>> BEGIN Provided records

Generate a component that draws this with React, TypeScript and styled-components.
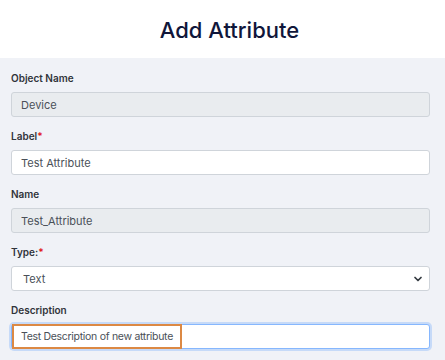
import styled, { createGlobalStyle } from "styled-components";
import { ChevronDown } from "lucide-react";

const GlobalStyle = createGlobalStyle`
  html, body {
    margin: 0;
    padding: 0;
    background: #f0f2f7;
    font-family: Inter, "Noto Sans", sans-serif;
  }
`;

const Page = styled.div`
  width: 445px;
  min-height: 360px;
  background: #f0f2f7;
`;

const Header = styled.header`
  height: 58px;
  background: #ffffff;
  display: flex;
  align-items: center;
  justify-content: center;
  padding-left: 14px;
`;

const Title = styled.h1`
  margin: 0;
  font-size: 22px;
  font-weight: 500;
  color: #10163a;
  padding-top: 2px;
`;

const Body = styled.div`
  padding: 13px 15px 0 11px;
`;

const Field = styled.div`
  display: flex;
  flex-direction: column;
  margin-bottom: 12px;
`;

const Label = styled.label`
  font-size: 10px;
  line-height: 14px;
  font-weight: 600;
  color: #30343a;
  margin-bottom: 7px;
`;

const Required = styled.span`
  color: #e0161b;
`;

const Input = styled.input<{ $readOnly?: boolean; $focused?: boolean }>`
  box-sizing: border-box;
  height: 25px;
  width: 100%;
  padding: 0 9px;
  font-family: inherit;
  font-size: ${(p) => (p.$focused ? "10.5px" : "11px")};
  letter-spacing: ${(p) => (p.$focused ? "-0.3px" : "normal")};
  color: #4a5058;
  background: ${(p) => (p.$readOnly ? "#e9ecef" : "#ffffff")};
  border: 1px solid ${(p) => (p.$focused ? "#86b7fe" : "#cfd4da")};
  border-radius: 3px;
  outline: none;
  box-shadow: ${(p) => (p.$focused ? "0 0 0 2px rgba(13,110,253,0.18)" : "none")};
`;

const SelectWrap = styled.div`
  position: relative;
`;

const Select = styled.select`
  box-sizing: border-box;
  height: 25px;
  width: 100%;
  padding: 0 11px;
  font-family: inherit;
  font-size: 11px;
  color: #4a5058;
  background: #ffffff;
  border: 1px solid #cfd4da;
  border-radius: 3px;
  appearance: none;
  outline: none;
`;

const Chevron = styled(ChevronDown)`
  position: absolute;
  right: 6px;
  top: 7px;
  width: 12px;
  height: 12px;
  color: #343a40;
  pointer-events: none;
`;

const DescWrap = styled.div`
  position: relative;
`;

const Highlight = styled.div`
  position: absolute;
  left: 1px;
  top: 0;
  width: 170px;
  height: 25px;
  box-sizing: border-box;
  border: 2px solid #dc8944;
  pointer-events: none;
`;

export default function App() {
  return (
    <Page>
      <GlobalStyle />
      <Header>
        <Title>Add Attribute</Title>
      </Header>
      <Body>
        <Field>
          <Label>Object Name</Label>
          <Input $readOnly readOnly value="Device" />
        </Field>
        <Field>
          <Label>
            Label<Required>*</Required>
          </Label>
          <Input readOnly value="Test Attribute" />
        </Field>
        <Field>
          <Label>Name</Label>
          <Input $readOnly readOnly value="Test_Attribute" />
        </Field>
        <Field>
          <Label>
            Type:<Required>*</Required>
          </Label>
          <SelectWrap>
            <Select defaultValue="text">
              <option value="text">Text</option>
            </Select>
            <Chevron strokeWidth={3.5} />
          </SelectWrap>
        </Field>
        <Field>
          <Label>Description</Label>
          <DescWrap>
            <Input $focused readOnly value="Test Description of new attribute" />
            <Highlight />
          </DescWrap>
        </Field>
      </Body>
    </Page>
  );
}
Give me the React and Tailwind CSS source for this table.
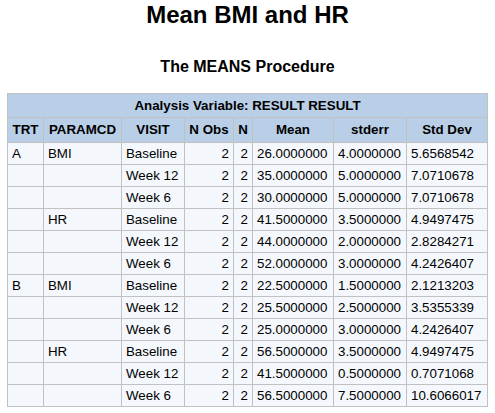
import React from 'react';

const rows = [
  ['A', 'BMI', 'Baseline', '2', '2', '26.0000000', '4.0000000', '5.6568542'],
  ['', '', 'Week 12', '2', '2', '35.0000000', '5.0000000', '7.0710678'],
  ['', '', 'Week 6', '2', '2', '30.0000000', '5.0000000', '7.0710678'],
  ['', 'HR', 'Baseline', '2', '2', '41.5000000', '3.5000000', '4.9497475'],
  ['', '', 'Week 12', '2', '2', '44.0000000', '2.0000000', '2.8284271'],
  ['', '', 'Week 6', '2', '2', '52.0000000', '3.0000000', '4.2426407'],
  ['B', 'BMI', 'Baseline', '2', '2', '22.5000000', '1.5000000', '2.1213203'],
  ['', '', 'Week 12', '2', '2', '25.5000000', '2.5000000', '3.5355339'],
  ['', '', 'Week 6', '2', '2', '25.0000000', '3.0000000', '4.2426407'],
  ['', 'HR', 'Baseline', '2', '2', '56.5000000', '3.5000000', '4.9497475'],
  ['', '', 'Week 12', '2', '2', '41.5000000', '0.5000000', '0.7071068'],
  ['', '', 'Week 6', '2', '2', '56.5000000', '7.5000000', '10.6066017'],
];

// N Obs and N are right aligned, the stats columns come out left aligned
const cols = [
  { label: 'TRT', w: 'w-[36px]', align: 'text-left' },
  { label: 'PARAMCD', w: 'w-[78px]', align: 'text-left' },
  { label: 'VISIT', w: 'w-[63px]', align: 'text-left' },
  { label: 'N Obs', w: 'w-[49px]', align: 'text-right' },
  { label: 'N', w: 'w-[19px]', align: 'text-right' },
  { label: 'Mean', w: 'w-[81px]', align: 'text-left' },
  { label: 'stderr', w: 'w-[73px]', align: 'text-left' },
  { label: 'Std Dev', w: 'w-[81px]', align: 'text-left' },
];

export default function App() {
  return (
    <div className="min-h-[413px] bg-white text-black font-['Liberation_Sans',Arial,sans-serif]">
      <h1 className="pt-[1px] text-center text-[24px] leading-[28px] font-bold">Mean BMI and HR</h1>
      <h2 className="mt-[29px] text-center text-[16px] leading-[18px] font-bold">The MEANS Procedure</h2>

      <table className="mx-auto mt-[17px] w-[480px] table-fixed border-collapse border border-[#c1c1c1] text-[13.333px] leading-[16px]">
        <colgroup>
          {cols.map((c) => (
            <col key={c.label} className={c.w} />
          ))}
        </colgroup>
        <thead>
          <tr className="h-[24px] bg-[#b9cfe7]">
            <th colSpan={8} className="border border-[#c1c1c1] px-[4px] text-center font-bold">
              Analysis Variable: RESULT RESULT
            </th>
          </tr>
          <tr className="h-[25px] bg-[#b9cfe7]">
            {cols.map((c) => (
              <th key={c.label} className="border border-[#c1c1c1] px-[2px] text-center font-bold whitespace-nowrap">
                {c.label}
              </th>
            ))}
          </tr>
        </thead>
        <tbody>
          {rows.map((r, i) => (
            <tr key={i} className="h-[22px] bg-[#f4f8fc]">
              {r.map((v, j) => (
                <td key={j} className={`border border-[#c1c1c1] px-[4px] whitespace-nowrap ${cols[j].align}`}>
                  {v}
                </td>
              ))}
            </tr>
          ))}
        </tbody>
      </table>
    </div>
  );
}
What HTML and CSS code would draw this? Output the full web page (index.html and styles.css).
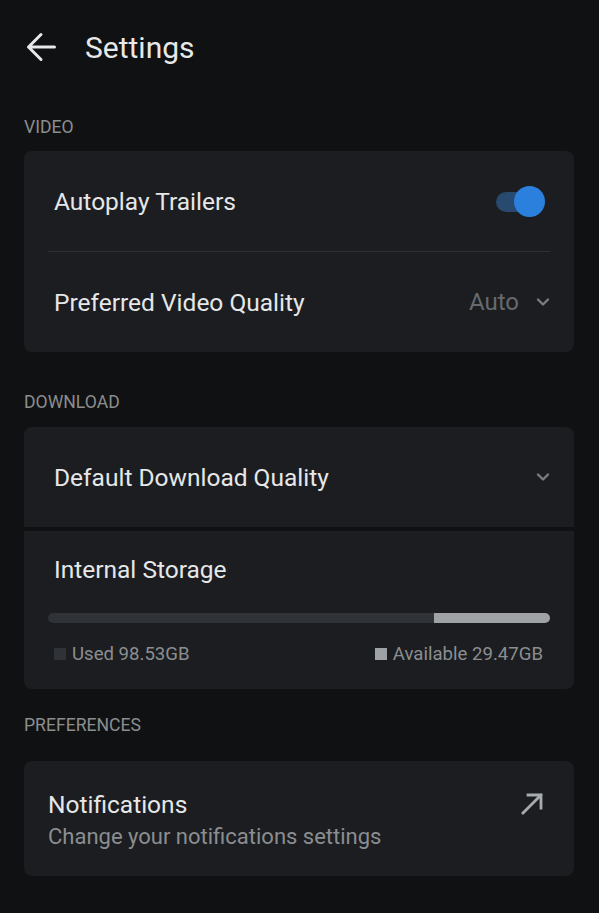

>> END Provided records

What is being asked:
Track down every line with the word "html" and copy it.

Final result:
  html, body {
What HTML and CSS code would draw this? Output the full web page (index.html and styles.css).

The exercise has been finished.